We don’t know what we expected from a man who became famous for pointing a gunhand in the mirror and making machine-gun noises with his mouth, but it probably should have included having a 17-year-old girlfriend and pointing an actual gun at her. In 2016, two years after he became famous on Vine, Brian Silva’s girlfriend told police she’d narrowly escaped his house, where he had been holding her against her will at gunpoint. After a three-hour standoff that Silva posted right through, inviting the cops to “suck (his) monster dick,” he was literally caught with his pants down and arrested on charges of abduction and firearm possession. He struck a deal to plead guilty only on the weapons charges, but there’s no bargaining that shot of his boxer briefs off the internet.

But those were only the beginnings of Silva’s post-fame legal troubles, which included a stalking conviction and a no-trespass order from a local mall after Silva threatened an employee who had his car towed. He was even briefly a suspect in the 2022 mass shooting at the University of Virginia after he threatened university employees on social media on the day of the shooting. It turned out to be a tragic coincidence, but police did catch him in possession of cocaine and — you guessed it — ammunition. Like a moth to the flame, so goes GraTaTa Guy to the gat.

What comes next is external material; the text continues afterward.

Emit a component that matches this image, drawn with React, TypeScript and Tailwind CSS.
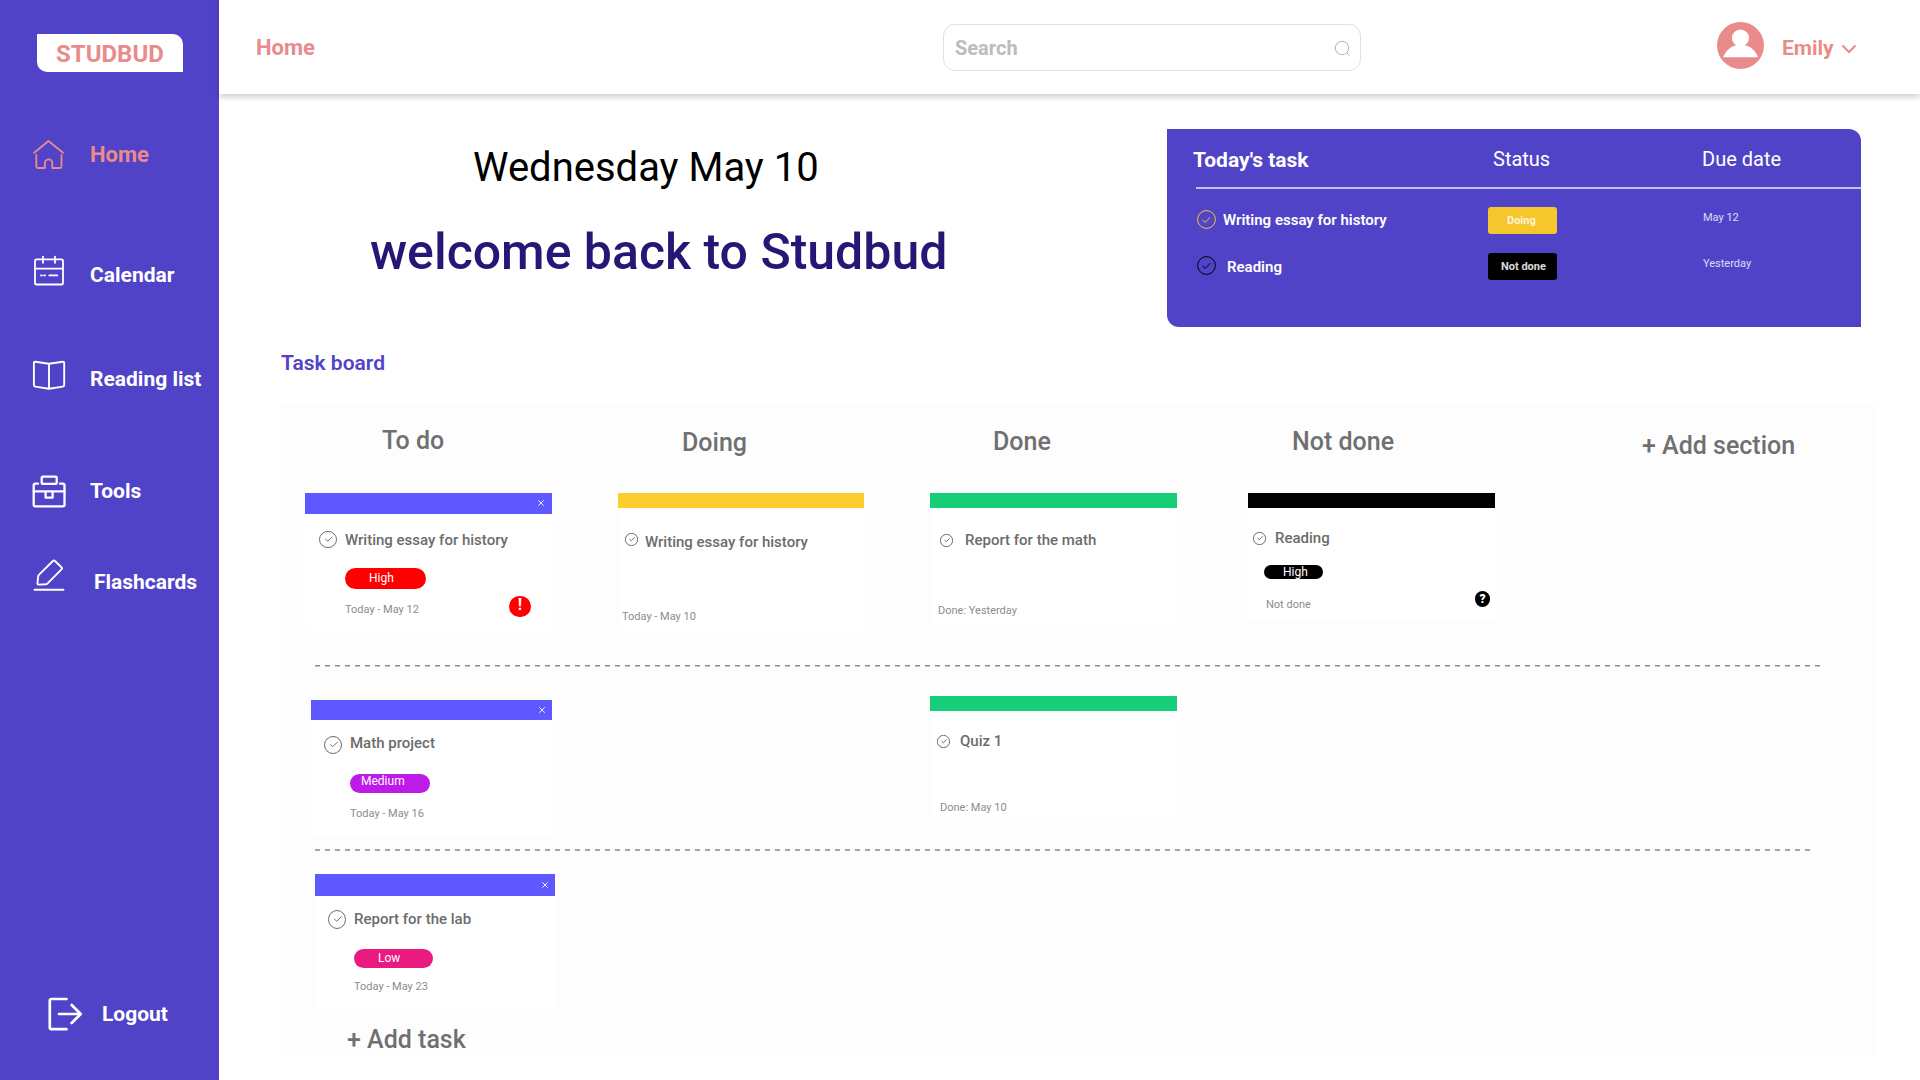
import type { ReactNode } from 'react';

function NavIcon({ children, className }: { children: ReactNode; className: string }) {
  return (
    <svg
      viewBox="0 0 36 36"
      fill="none"
      stroke="currentColor"
      strokeLinecap="round"
      strokeLinejoin="round"
      className={`h-9 w-9 shrink-0 ${className}`}
    >
      {children}
    </svg>
  );
}

function HomeIcon() {
  return (
    <NavIcon className="stroke-[1.8]">
      <path d="M2.2 14.7 16.5 3 31 14.7" />
      <path d="M4.3 17v11.5Q4.3 30 5.8 30h7.1v-4.9a3.7 3.7 0 0 1 7.4 0V30h7.7q1.5 0 1.5-1.5V17" />
    </NavIcon>
  );
}

function CalendarIcon() {
  return (
    <NavIcon className="stroke-[1.8]">
      <rect x="3" y="5.3" width="28" height="25.2" rx="1.6" />
      <path d="M3 14.7h28M11 2.6v6.2M23 2.6v6.2M9 21.4h.8M12 21.4h1M17.3 21.4h8" />
    </NavIcon>
  );
}

function BookIcon() {
  return (
    <NavIcon className="stroke-[1.9]">
      <path d="M17 4.7 3.2 2.8Q1.9 2.7 1.9 4v22q0 1.4 1.3 1.6L17 29.8l13.8-2.2q1.4-.2 1.4-1.6V4q0-1.3-1.4-1.2ZM17 4.7v25.1" />
    </NavIcon>
  );
}

function ToolsIcon() {
  return (
    <NavIcon className="stroke-[2.3]">
      <path d="M6 9.7H3.2q-1.5 0-1.5 1.5v19.6q0 1.6 1.6 1.6h27.6q1.6 0 1.6-1.6V11.2q0-1.5-1.5-1.5H28" />
      <rect x="9.7" y="2.7" width="15" height="7.2" rx="1" />
      <path d="M1.7 17.3h30.8M13.6 17.3v6.4h7v-6.4" />
    </NavIcon>
  );
}

function PencilIcon() {
  return (
    <NavIcon className="stroke-[1.9]">
      <path d="M20.9 3q1.1-1 2.1 0l6.7 6.5q.8.8 0 1.7L15.6 25.3q-.9.9-2.1 1l-6.6.3q-1.5 0-1.4-1.4l.6-6.3q.1-1.3 1-2.2Z" />
      <path d="M2.5 31.7h29" />
    </NavIcon>
  );
}

function LogoutIcon() {
  return (
    <NavIcon className="stroke-[2.7]">
      <path d="M18.5 3H3.4Q1.8 3 1.8 4.6v27q0 1.600 1.600 1.600h15.100M11 18h21.500M23.700 9l9 9-9 9" />
    </NavIcon>
  );
}

function NavItem({ icon, label, className, labelClass }: { icon: ReactNode; label: string; className: string; labelClass: string }) {
  return (
    <a className={`flex h-9 items-start font-bold leading-6 ${className}`}>
      {icon}
      <span className={labelClass}>{label}</span>
    </a>
  );
}

function Sidebar() {
  return (
    <aside className="flex h-full w-[219px] shrink-0 flex-col bg-[#5143c7] text-white">
      <div className="mt-[34px] ml-[37px] flex h-[38px] w-[146px] shrink-0 rounded-tr-[10px] rounded-bl-[10px] bg-white pt-1.5 pl-[19px] text-2xl leading-7 font-bold text-[#ea8b8b]">
        STUDBUD
      </div>
      <nav className="flex flex-col pl-8">
        <NavItem icon={<HomeIcon />} label="Home" className="mt-[66px] text-[#ea8b8b]" labelClass="mt-[5px] ml-[22px] text-[22px]" />
        <NavItem icon={<CalendarIcon />} label="Calendar" className="mt-20" labelClass="mt-[9px] ml-[22px] text-[21px]" />
        <NavItem icon={<BookIcon />} label="Reading list" className="mt-[69px]" labelClass="mt-2 ml-[22px] text-[21px]" />
        <NavItem icon={<ToolsIcon />} label="Tools" className="mt-[79px]" labelClass="mt-[5px] ml-[22px] text-[21px]" />
        <NavItem icon={<PencilIcon />} label="Flashcards" className="mt-12" labelClass="mt-3 ml-[26px] text-[21px]" />
      </nav>
      <NavItem icon={<LogoutIcon />} label="Logout" className="mt-auto mb-12 ml-12" labelClass="mt-1.5 ml-[18px] text-[21px]" />
    </aside>
  );
}

function Header() {
  return (
    <header className="flex h-[94px] shrink-0 items-start bg-white font-bold text-[#ea8b8b] shadow-[0_3px_6px_rgba(0,0,0,0.2)]">
      <h1 className="mt-9 ml-[37px] w-[687px] text-[22px] leading-6">Home</h1>
      <div className="mt-6 flex h-[47px] w-[418px] shrink-0 items-start justify-between rounded-xl border border-[#e0e0e0] pr-[9px] pl-[11px] text-xl leading-6 text-[#bcbcbc]">
        <span className="mt-[11px]">Search</span>
        <svg viewBox="0 0 18 18" fill="none" stroke="#b4b4b4" className="mt-[14px] h-[18px] w-[18px] stroke-1">
          <circle cx="9" cy="9" r="6.7" />
          <path d="m13.7 13.7 2.8 2.8" />
        </svg>
      </div>
      <svg viewBox="0 0 47 47" className="mt-[22px] ml-[356px] h-[47px] w-[47px] shrink-0">
        <circle cx="23.5" cy="23.5" r="23.5" fill="#ea8b8b" />
        <circle cx="23.5" cy="16" r="8.6" fill="#fff" />
        <path d="M6 35.300C9 28.500 14 24.300 18.500 23.500h10C33.500 24.300 38.500 28.500 41 35.300Z" fill="#fff" />
      </svg>
      <span className="mt-9 ml-[18px] text-[21px] leading-6">Emily</span>
      <svg viewBox="0 0 16 10" fill="none" stroke="currentColor" className="mt-11 ml-[7px] h-2.5 w-4 stroke-2">
        <path d="M1.500 1.500 8 8l6.500-6.500" />
      </svg>
    </header>
  );
}

function PanelCheck({ className }: { className: string }) {
  return (
    <svg viewBox="0 0 19 19" fill="none" stroke="currentColor" className={`ml-[30px] h-[19px] w-[19px] shrink-0 ${className}`}>
      <circle cx="9.5" cy="9.5" r="8.9" />
      <path d="m5.500 9.800 2.700 2.700 5-5.300" />
    </svg>
  );
}

function TodayPanel() {
  return (
    <section className="mt-[35px] h-[198px] w-[694px] shrink-0 rounded-tr-xl rounded-bl-xl bg-[#5143c7] text-white">
      <div className="grid h-[58px] grid-cols-[326px_209px_1fr] items-start text-xl leading-6">
        <h2 className="mt-[19px] ml-[26px] text-[21px] font-bold">Today's task</h2>
        <span className="mt-[18px]">Status</span>
        <span className="mt-[18px]">Due date</span>
      </div>
      <div className="mb-[18px] ml-[29px] h-[2px] bg-[#c4bfec]" />
      <div className="grid h-[46px] grid-cols-[321px_214px_1fr] items-start text-[11px]">
        <div className="flex items-start text-[15px] leading-[18px] font-semibold">
          <PanelCheck className="mt-[3px] text-[#f6c72d]" />
          <span className="mt-1 ml-[7px]">Writing essay for history</span>
        </div>
        <span className="h-[27px] w-[69px] rounded-[3px] bg-[#f6c72d] pt-1.5 pl-[19px] leading-4 font-bold text-white/80">Doing</span>
        <span className="mt-1 ml-px leading-[14px] text-white/80">May 12</span>
      </div>
      <div className="grid h-[46px] grid-cols-[321px_214px_1fr] items-start text-[11px]">
        <div className="flex items-start text-[15px] leading-[18px] font-semibold">
          <PanelCheck className="mt-[3px] text-black" />
          <span className="mt-[5px] ml-[11px]">Reading</span>
        </div>
        <span className="h-[27px] w-[69px] rounded-[3px] bg-black pt-1.5 pl-[13px] leading-4 font-bold text-white/85">Not done</span>
        <span className="mt-1 ml-px leading-[14px] text-white/80">Yesterday</span>
      </div>
    </section>
  );
}

interface CardProps {
  size: string;
  bar: string;
  closable?: boolean;
  title: string;
  titleRow: string;
  check: string;
  label?: string;
  labelClass?: string;
  note: string;
  noteClass: string;
  badge?: ReactNode;
}

function Card({ size, bar, closable, title, titleRow, check, label, labelClass, note, noteClass, badge }: CardProps) {
  return (
    <article className={`relative shrink-0 bg-white ${size}`}>
      <div className={`flex items-center justify-end ${bar}`}>
        {closable && (
          <svg viewBox="0 0 6 6" stroke="#fff" className="h-[6px] w-[6px] stroke-[0.9]">
            <path d="M.3.3 5.7 5.7M5.7.3.3 5.7" />
          </svg>
        )}
      </div>
      <div className={`flex h-[18px] items-start text-[15px] leading-[18px] font-medium text-[#6c6c6c] ${titleRow}`}>
        <svg viewBox="0 0 18 18" fill="none" stroke="currentColor" preserveAspectRatio="none" className={`shrink-0 ${check}`}>
          <circle cx="9" cy="9" r="8.5" vectorEffect="non-scaling-stroke" />
          <path d="m6.3 8.5 2.5 2.2 4.6-4.6" vectorEffect="non-scaling-stroke" />
        </svg>
        <h4>{title}</h4>
      </div>
      {label && <div className={`rounded-full text-xs text-white ${labelClass}`}>{label}</div>}
      <p className={`text-[11px] leading-[14px] text-[#8c8c8c] ${noteClass}`}>{note}</p>
      {badge}
    </article>
  );
}

function Divider({ className, y }: { className: string; y: number }) {
  return (
    <svg className={`ml-[34px] h-[2px] shrink-0 ${className}`} stroke="#8a8a8a" strokeWidth="1.5" strokeDasharray="5 5">
      <line x1="0" x2="100%" y1={y} y2={y} />
    </svg>
  );
}

function Board() {
  return (
    <section className="mt-[29px] ml-[62px] flex h-[653px] w-[1596px] shrink-0 flex-col bg-[#fdfdfd]">
      <div className="grid h-[89px] shrink-0 grid-cols-[313px_312px_318px_393px_1fr] items-start pl-6 text-[25px] leading-[25px] font-medium text-[#707070]">
        <h3 className="mt-6 ml-[77px]">To do</h3>
        <h3 className="mt-[26px] ml-16">Doing</h3>
        <h3 className="mt-[25px] ml-[63px]">Done</h3>
        <h3 className="mt-[25px] ml-11">Not done</h3>
        <button className="mt-[29px] ml-px text-left">+ Add section</button>
      </div>
      <div className="grid h-[172px] shrink-0 grid-cols-[313px_312px_318px_393px_1fr] items-start pl-6">
        <Card
          size="h-[138px] w-[247px]"
          bar="h-[21px] bg-[#5f57ff] pr-2 pb-px"
          closable
          title="Writing essay for history"
          titleRow="mt-[17px] ml-[14px] gap-2"
          check="h-[17px] w-[18px]"
          label="High"
          labelClass="mt-[19px] ml-10 h-[21px] w-[81px] bg-[#ff0000] pl-6 pt-px leading-[18px]"
          note="Today - May 12"
          noteClass="mt-[14px] ml-10"
          badge={
            <span className="absolute top-[103px] left-[204px] h-[21px] w-[22px] rounded-full bg-[#ff0000] text-center text-base leading-[18px] font-bold text-white">
              !
            </span>
          }
        />
        <Card
          size="h-[138px] w-[246px]"
          bar="h-[15px] bg-[#fbce2b]"
          title="Writing essay for history"
          titleRow="mt-[25px] ml-[7px] gap-[7px]"
          check="h-[13px] w-[13px]"
          note="Today - May 10"
          noteClass="mt-[59px] ml-1"
        />
        <Card
          size="h-[132px] w-[247px]"
          bar="h-[15px] bg-[#16ce77]"
          title="Report for the math"
          titleRow="mt-[23px] ml-[10px] gap-3"
          check="mt-[3px] h-[13px] w-[13px]"
          note="Done: Yesterday"
          noteClass="mt-[55px] ml-2"
        />
        <Card
          size="h-[126px] w-[247px]"
          bar="h-[15px] bg-black"
          title="Reading"
          titleRow="mt-[21px] ml-[5px] gap-[9px]"
          check="mt-[3px] h-[13px] w-[13px]"
          label="High"
          labelClass="mt-[18px] ml-4 h-[14px] w-[59px] bg-black pl-[19px] leading-[14px]"
          note="Not done"
          noteClass="mt-[19px] ml-[18px]"
          badge={
            <span className="absolute top-[98px] left-[227px] h-4 w-[15px] rounded-full bg-black text-center text-xs leading-4 font-black text-white">
              ?
            </span>
          }
        />
      </div>
      <Divider className="w-[1505px]" y={0.75} />
      <div className="grid h-[182px] shrink-0 grid-cols-[619px_1fr] items-start pl-[30px]">
        <Card
          size="mt-[33px] h-[136px] w-[241px]"
          bar="h-5 bg-[#5f57ff] pr-[7px]"
          closable
          title="Math project"
          titleRow="mt-[14px] ml-[13px] gap-2"
          check="mt-[2px] h-[18px] w-[18px]"
          label="Medium"
          labelClass="mt-[22px] ml-[39px] h-[19px] w-[80px] bg-[#be1ae8] pl-[11px] leading-[14px]"
          note="Today - May 16"
          noteClass="mt-[14px] ml-[39px]"
        />
        <Card
          size="mt-[29px] h-[126px] w-[247px]"
          bar="h-[15px] bg-[#16ce77]"
          title="Quiz 1"
          titleRow="mt-[21px] ml-[7px] gap-[10px]"
          check="mt-[3px] h-[13px] w-[13px]"
          note="Done: May 10"
          noteClass="mt-[51px] ml-[10px]"
        />
      </div>
      <Divider className="w-[1496px]" y={1} />
      <Card
        size="mt-[23px] ml-[34px] h-[136px] w-[240px]"
        bar="h-[22px] bg-[#5f57ff] pr-[7px]"
        closable
        title="Report for the lab"
        titleRow="mt-[14px] ml-[13px] gap-2"
        check="h-[19px] w-[18px]"
        label="Low"
        labelClass="mt-[21px] ml-[39px] h-[19px] w-[79px] bg-[#ea1a80] pl-6 leading-[18px]"
        note="Today - May 23"
        noteClass="mt-3 ml-[39px]"
      />
      <button className="mt-[17px] ml-[66px] text-left text-[25px] leading-[25px] font-medium text-[#707070]">+ Add task</button>
    </section>
  );
}

export default function App() {
  return (
    <div className="flex h-[1080px] w-[1920px] overflow-hidden bg-white font-[Roboto,sans-serif] whitespace-nowrap">
      <Sidebar />
      <div className="flex min-w-0 flex-1 flex-col">
        <Header />
        <div className="flex h-[257px] shrink-0">
          <div className="flex w-[948px] shrink-0 flex-col">
            <p className="mt-[50px] ml-[254px] text-[40px] leading-[48px] text-black">Wednesday May 10</p>
            <h2 className="mt-[30px] ml-[151px] text-[50px] leading-[60px] font-medium text-[#261675]">welcome back to Studbud</h2>
          </div>
          <TodayPanel />
        </div>
        <h2 className="ml-[62px] h-6 shrink-0 text-[21px] leading-6 font-semibold text-[#5143c7]">Task board</h2>
        <Board />
      </div>
    </div>
  );
}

The ‘Grinning Girl’ Died at 16

If you’ve seen the image of a dark-haired girl in a purple shirt looking off to the side and pulling her face and lips back in the universal expression of “gonna get me some of that,” you know why it’s the perfect symbol of hungry approval. It’s leering, but it’s a little girl, so it’s not creepy. It’s actually taken from an episode of Toddlers & Tiaras, which featured Kailia Posey on and off between 2010 and 2016.

Everything about this is tragic.

It’s also the ghost of a very, very sad girl. In 2022, 16-year-old Posey was found dead in a park near her home in Washington state, apparently by suicide. Her family struggled to explain what they called a “rash decision,” telling TMZ that “her highly acclaimed talent as a contortionist had already led to professional touring job offers, and she had recently been selected to be a cheerleader at her high school next fall.” 

For once, we’re at a loss for jokes. This is just a super bummer. Moving right along.

Kai the Hatchet-Wielding Hitchhiker is a Hatchet-Wielding Murderer

In 2013, Caleb Lawrence McGillvary, who acquired the nickname Kai the Hatchet-Wielding Hitchhiker, was hailed as a hero for stopping a truck driver’s murderous rampage via, you know, hatchet-wielding. His affable personality and description of “smash, smash, suh-mash”-ing the attacker made him a YouTube star, but the cogs in the media machine who flocked to him noticed there was something not quite right with McGillvary. He was found “heavily inebriated (and publicly urinating)” before his appearances on Jimmy Kimmel’s late night show, and he’d signed a contract for a reality TV show in hieroglyphics. Also, he seemed really, really into smashing.

Fewer than six months later, when Joseph Galfy was found dead in his New Jersey home and all signs pointed to McGillvary, police were unconvinced by his explanation, amounting to, “Would you believe I was forced to bash in another guy’s head?” McGillvary had spent the last several months living off the generosity of his fans, including Galfy, who’d offered him food, a place to stay, a train ticket and a sexual encounter of indeterminate consensuality. McGillvary says he was assaulted, but with no signs of struggle, his self-defense plea was unsuccessful and he was sentenced to 57 years in prison for first-degree murder. Fortunately, there’s not a lot he can do from there, or we’d be worried that the Netflix documentary about him that was released in 2023 would only make him more famous.